General Assembly Adjourns Regular Session Without Adopting Budget; Special Session to Convene April 11

March 14, 2018

The General Assembly adjourned the 2018 regular session sine die on March 10 without completing work on the 2018-2020 biennium budget and the FY 2018 “caboose” budget, a result that was set in motion on Thursday, March 8, when budget conferees announced that they had reached an impasse over the issue of Medicaid expansion.  The budget passed by the House during the regular session provides for the expansion of Medicaid for individuals with incomes up to 138 percent of the federal poverty level, as envisioned in the Affordable Care Act, and directs the state Department of Medical Assistance Services to apply for a waiver to implement work requirements included in the proposed Training, Education, Employment, and Opportunity Program, as well as cost-sharing requirements and incentives for healthy behaviors.  The Senate budget opts against expansion.  As a result, the House budget contains savings generated from drawing down the additional federal dollars associated with expansion, while the Senate budget incorporates none of these savings; consequently, the two budgets have very different levels of resources available to support key spending priorities of importance to local governments.

The House and Senate passed separate resolutions laying the procedural groundwork for a special session on the budget, but since the same resolution was not agreed to by both bodies, the legislature adjourned on March 10 without a set date for a special session, but with the expectation that the Governor would exercise his authority to summon members back later this spring.  The Governor fulfilled this expectation within days of the regular session adjournment, issuing a proclamation on March 13 calling for a special session to convene April 11.

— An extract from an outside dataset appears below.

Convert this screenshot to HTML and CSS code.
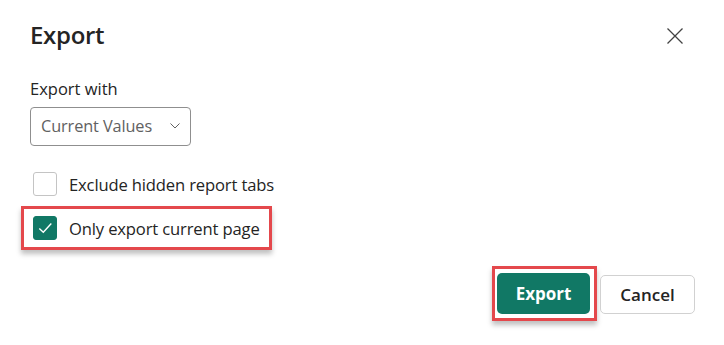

In the intervening weeks, the Governor will be reviewing legislation that passed during the session and signing bills into law, proposing amendments, or vetoing legislation in advance of his deadline of midnight on April 9 to act on legislation that passed the General Assembly in the latter part of the session.  (Bills that passed the legislature more than a week before its scheduled adjournment were required to be acted upon within seven days of being transmitted to the Governor.)  The Governor’s amendments and vetoes will be considered by the General Assembly at the April 18 Reconvened Session.

VACo has requested vetoes of legislation that would limit local authority over the siting of wireless cell towers and cap the amounts that could be charged for use of public rights-of-way.  VACo has also requested that the Governor veto HB 1204, which would set a troubling precedent of state intervention in local disputes over the assessment of property.  VACo appreciates the efforts of members who have contacted legislators and the Governor’s office regarding these bills.

The Governor will also be preparing a new budget for consideration during the special session.  As was the case during the preparation of Governor McAuliffe’s introduced budget, VACo will be communicating with Governor Northam’s office to advocate for the inclusion of key county priorities in the new introduced budget, such as funding for K-12 education, public safety, and mental health.  VACo is hopeful that budget negotiations will be resolved expeditiously, as adopting local budgets for the upcoming fiscal year without knowing what resources will be available from the state will be challenging for localities.  VACo will provide an analysis of the new introduced budget as soon as possible and will keep members informed as budget deliberations continue.  VACo thanks members who contacted legislators about provisions of the House and Senate budget proposals, as elements of these proposals may remain under consideration in the special session.